Oh, and you have a really good point about layout. I do love doing layouts, which is the downside of the "slideshow" format. Yeah. This gives me some things to think about, for sure. :)
synergy
Mar. 2nd, 2008 05:21 am (UTC)
I think you are in a quandary because you have a dilemma. :)
here_be_dragons
Mar. 2nd, 2008 06:03 am (UTC)
Yeah! That sounds right. I knew someone would know. :)
elfundeb
Mar. 5th, 2008 03:45 am (UTC)
I should not be giving advice because I have two archive boxes of photos in my attic, and two shelves worth of old albums that need to be replaced.

I have mostly gone digital, and think that's the best for the vast majority of my photos (I'm also a ruthless cutter of bad photos), but I have a baby album for each child (neither is finished, even though they're teenagers). My cousin, an avid scrapbooker, also did something I might try to emulate: when each of her children graduated from high school, she presented them with a highlights album with a montage of memories from infancy onwards -- but organized by theme instead of chronologically.

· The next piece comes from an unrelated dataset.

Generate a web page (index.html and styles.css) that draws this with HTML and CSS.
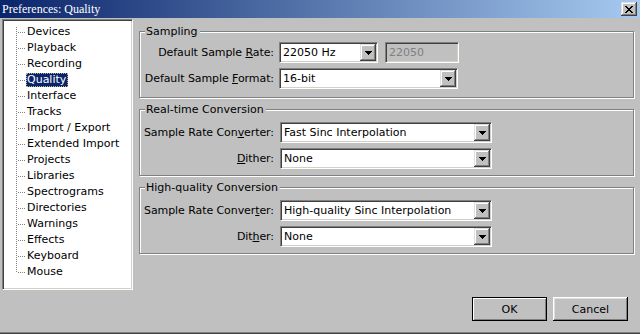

I also have tried my hand at slideshows. I made one from our Colombia trip, with captions and authentic music. Even though there are nearly 200 pictures, the whole show takes only 10 minutes to watch, and with the music it's not torture for someone who wasn't there to watch. (Well, the only outsider I've inflicted this on was my mother.) I would only do this for special events, though.

I think you're on the right track, scanning most of your stuff.